Nella rappresentazione del doloroso fatto realmente accaduto che Leoncavallo trasferì in musica nell’arco di cinque mesi, firmando non solo la partitura ma anche il libretto, spicca Daniela Schillaci nel ruolo di Nedda che sfoggia brillante vocalità, grande padronanza dei registi e struggente espressività. Piero Giuliacci è un Canio sicuro e apprezzabile. Il suo canto è di bellezza antica, nel senso più profondo del termine, dai suoni timbrati e armonici, sottili e squillanti quando opportuno. Applausi intensi per Giuliacci, soprattutto dopo le potenti emozioni scatenate dall’interpretazione di “Vesti la giubba”.
In buca, l’Orchestra del Teatro Bellini che ha eccellentemente sorretto la messa in scena con sonorità ora accese e passionali ora sentimentali e languide, sotto la puntualissima direzione del maestro Antonio Pirolli. E fortissime le emozioni regalate dal Coro del Teatro Bellini diretto da Luigi Petrozziello. In scena anche il Coro Interscolastico di voci bianche Vincenzo Bellini, diretto da Daniela Giambra. I costumi sono firmati da Alfredo Corno.
Fino al 12 marzo per Cavalleria Rusticana si alterneranno nei ruoli Alessandra Di Giorgio, Erika Beretti, Marianna Cappellani (Santuzza), i tenori Angelo Villari, Piero Giuliacci, Carlo Ventre, Zi-Zhao Guo (Turiddu), i baritoni Lucian Petrean, Luca Grassi, Solen Alla (Alfio), il soprano Sabrina Messina (Lola), il mezzosoprano Sonia Fortunato (Mamma Lucia). E ancora Salvina Rapisarda (una popolana).

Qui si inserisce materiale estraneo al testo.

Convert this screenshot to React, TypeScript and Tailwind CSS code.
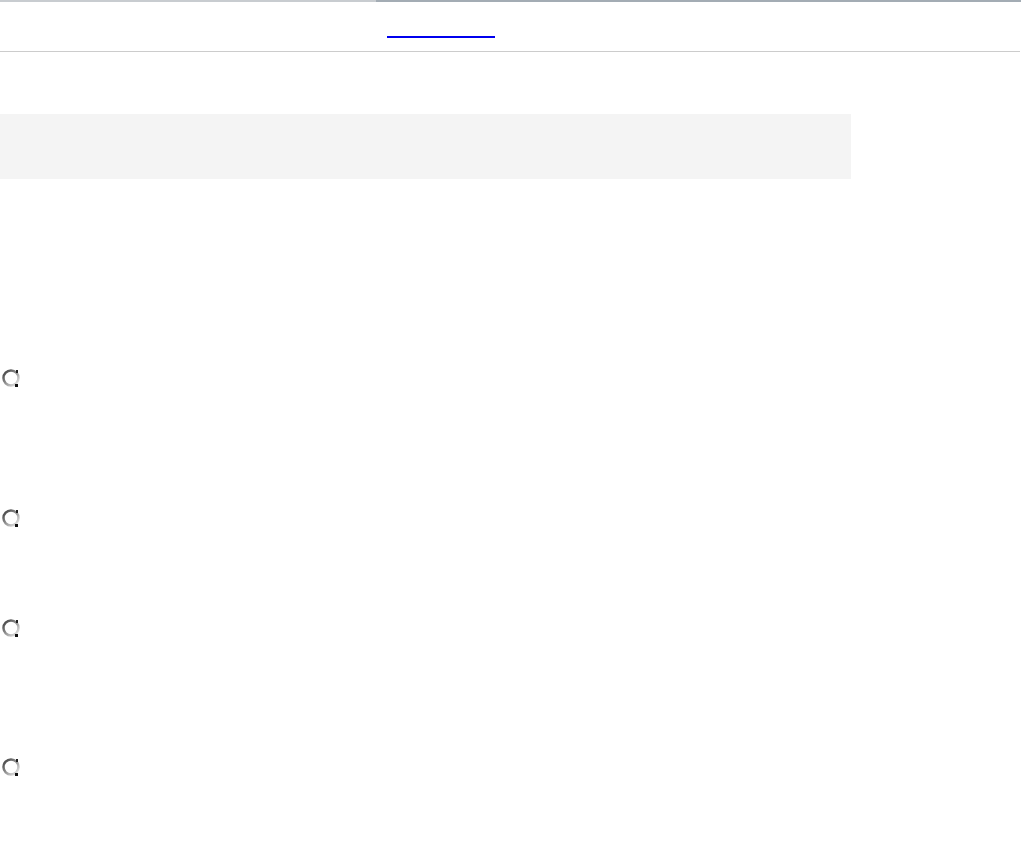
import React from "react";

function Radio() {
  return (
    <svg width="22" height="22" viewBox="0 0 22 22" className="block">
      <defs>
        <linearGradient id="rg" x1="0" y1="0" x2="1" y2="1">
          <stop offset="0" stopColor="#3a3a3a" />
          <stop offset="0.45" stopColor="#8a8a8a" />
          <stop offset="1" stopColor="#f2f2f2" />
        </linearGradient>
      </defs>
      <circle cx="11" cy="11" r="7.5" fill="#ffffff" stroke="url(#rg)" strokeWidth="2.5" />
      <rect x="16" y="3" width="2" height="3" fill="#222" />
      <rect x="15" y="17" width="3" height="3" fill="#111" />
    </svg>
  );
}

export default function App() {
  const rows = [
    { mt: "mt-[188px]" },
    { mt: "mt-[118px]" },
    { mt: "mt-[88px]" },
    { mt: "mt-[117px]" },
  ];
  return (
    <div className="w-[1021px] h-[848px] bg-white font-['Liberation_Sans',sans-serif] overflow-hidden">
      <div className="flex h-[2px]">
        <div className="w-[376px] bg-[#c8ccd0]" />
        <div className="flex-1 bg-[#a3acb4]" />
      </div>
      <div className="w-[1020px] h-[50px] border-b border-[#cccccc] pl-[387px] pt-[34px]">
        <div className="w-[108px] h-[2px] bg-[#0000ee]" />
      </div>
      <div className="mt-[62px] w-[851px] h-[65px] bg-[#f4f4f4]" />
      {rows.map((r, i) => (
        <div key={i} className={r.mt}>
          <Radio />
        </div>
      ))}
    </div>
  );
}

Nel cast etneo di Pagliacci si alternano invece Daniela Schillaci e Maria Tomassi (Nedda), i tenori Piero Giuliacci e Rubens Pelizzari (Canio), i baritoni Lucian Petrean, Luca Grassi, Solen Alla (Tonio), i tenori Marco Puggioni e Enrico Zara (Beppe), i baritoni Francesco Verna ed Enrico Marrucci (Silvio). Nelle parti di fianco Massimiliano Bruno e Alessandro Vargetto (primo contadino); Giovanni Monti e Marcello Pace (secondo contadino).

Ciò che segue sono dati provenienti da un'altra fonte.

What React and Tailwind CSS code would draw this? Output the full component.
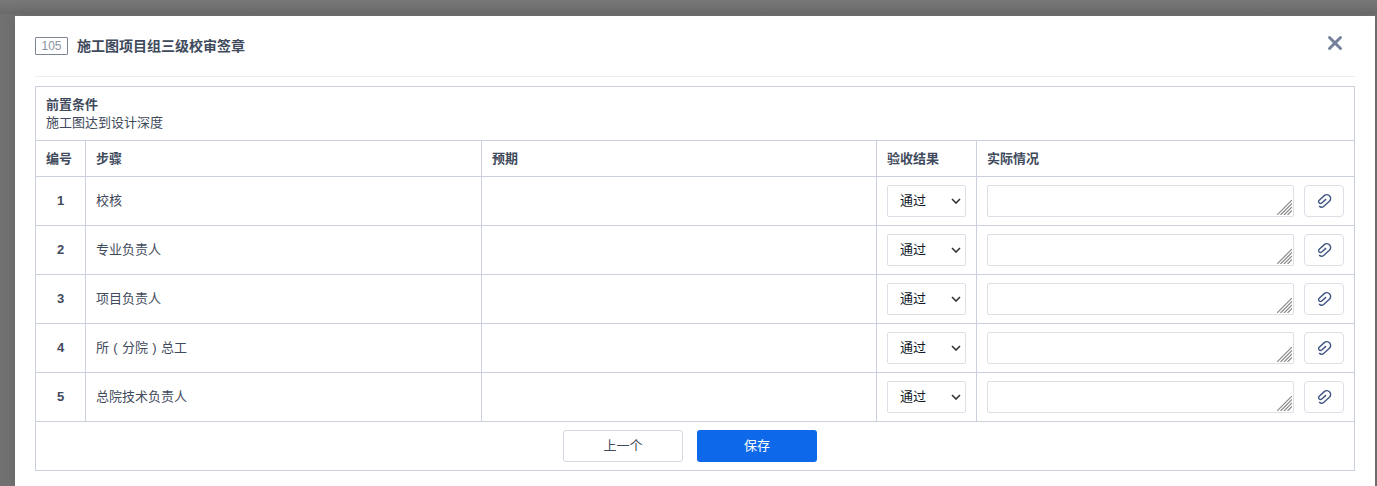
import { X } from 'lucide-react'

const steps = [
  '校核',
  '专业负责人',
  '项目负责人',
  <>所<span className="inline-block w-[13px] text-center">(</span>分院<span className="inline-block w-[13px] text-center">)</span>总工</>,
  '总院技术负责人',
]

const Clip = () => (
  <svg width="18" height="18" viewBox="0 0 18 18" fill="none" stroke="#3f5580" strokeWidth="1.4">
    <g transform="rotate(48 9 9)">
      <path d="M9 6.2V12a1.9 1.9 0 0 1-3.8 0V5.2a3.8 3.8 0 0 1 7.6 0V12.5a3.4 3.4 0 0 1-3.4 3.4" />
    </g>
  </svg>
)

const Row = ({ no, name }) => (
  <tr className="h-[49px]">
    <td className="border border-[#cbd0de] text-center font-bold text-[13px] text-[#3f4a5c]">{no}</td>
    <td className="border border-[#cbd0de] px-[10px] text-[13px] text-[#3f4a5c]">{name}</td>
    <td className="border border-[#cbd0de]"></td>
    <td className="border border-[#cbd0de] px-[10px]">
      <div className="h-[32px] w-[79px] border border-[#dcdfe6] rounded-[2px] flex items-center justify-between pl-3 pr-[3px] text-[13px] text-[#111827]">
        <span>通过</span>
        <svg width="10" height="6" viewBox="0 0 10 6" className="mr-[1px]" fill="none" stroke="#333" strokeWidth="1.6">
          <path d="M1 1l4 4 4-4" />
        </svg>
      </div>
    </td>
    <td className="border border-[#cbd0de] px-[10px]">
      <div className="flex gap-[10px]">
        <div className="relative h-[32px] flex-1 border border-[#dcdfe6] rounded-[2px] overflow-hidden">
          {/* textarea resize grip */}
          <svg width="15" height="15" viewBox="0 0 15 15" className="absolute right-px bottom-px" stroke="#8a8a8a" strokeWidth="1.2">
            <path d="M0 15L15 0M3.5 15L15 3.5M7 15L15 7M10.5 15L15 10.5" />
          </svg>
        </div>
        <button className="h-[32px] w-[40px] border border-[#dcdfe6] rounded-[4px] flex items-center justify-center">
          <Clip />
        </button>
      </div>
    </td>
  </tr>
)

const App = () => {
  return (
    <div className="h-[486px] w-[1377px] overflow-hidden bg-[linear-gradient(180deg,#787878_0px,#6b6b6b_14px,#717171_14px)] pt-4 pl-[15px] font-['Liberation_Sans','Noto_Sans_CJK_SC',sans-serif]">
      <div className="w-[1360px] h-[470px] bg-white px-5 shadow-[0_0_12px_rgba(0,0,0,0.12)]">
        {/* Title */}
        <div className="h-[61px] border-b border-[#eceef2] flex items-start justify-between">
          <div className="flex items-center gap-[9px] pt-[21px]">
            <span className="h-[18px] w-[33px] border border-[#7d8593] rounded-[1px] text-xs text-[#8b93a1] flex items-center justify-center">105</span>
            <span className="text-sm leading-[18px] font-bold text-[#3f4a5c]">施工图项目组三级校审签章</span>
          </div>
          <X size={22} color="#75809a" strokeWidth={3.2} className="mt-4 mr-[9px]" />
        </div>

        <table className="mt-[9px] w-[1320px] table-fixed border-collapse border border-[#cbd0de]">
          <colgroup>
            <col className="w-[50px]" />
            <col className="w-[396px]" />
            <col className="w-[395px]" />
            <col className="w-[100px]" />
            <col />
          </colgroup>
          <tbody>
            <tr className="h-[54px]">
              <td colSpan={5} className="border border-[#cbd0de] px-[10px] text-[13px] leading-[18px] text-[#3f4a5c]">
                <div className="font-bold">前置条件</div>
                <div>施工图达到设计深度</div>
              </td>
            </tr>
            <tr className="h-[36px] text-[13px] font-bold text-[#3f4a5c]">
              <td className="border border-[#cbd0de] px-[10px]">编号</td>
              <td className="border border-[#cbd0de] px-[10px]">步骤</td>
              <td className="border border-[#cbd0de] px-[10px]">预期</td>
              <td className="border border-[#cbd0de] px-[10px]">验收结果</td>
              <td className="border border-[#cbd0de] px-[10px]">实际情况</td>
            </tr>
            {steps.map((name, i) => (
              <Row key={i} no={i + 1} name={name} />
            ))}
            <tr className="h-[49px]">
              <td colSpan={5} className="border border-[#cbd0de]">
                <div className="flex justify-center gap-[14px] pr-[10px]">
                  <button className="h-[32px] w-[120px] border border-[#d5d9e3] rounded-[3px] text-[13px] text-[#3f4a5c] bg-white">上一个</button>
                  <button className="h-[32px] w-[120px] rounded-[3px] text-[13px] text-white bg-[#0d68ea]">保存</button>
                </div>
              </td>
            </tr>
          </tbody>
        </table>
      </div>
    </div>
  )
}

export default App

Per entrambi gli allestimenti si segnalano i contributi dell’assistente alla regia Hakik Xhani, dell’assistente ai costumi Giovanna Giorgianni, del videomaker Florian Ganga, del graphic designer Benedetto Coco, del light designer Andrea Iozzia, del direttore degli allestimenti scenici Arcangelo Mazza.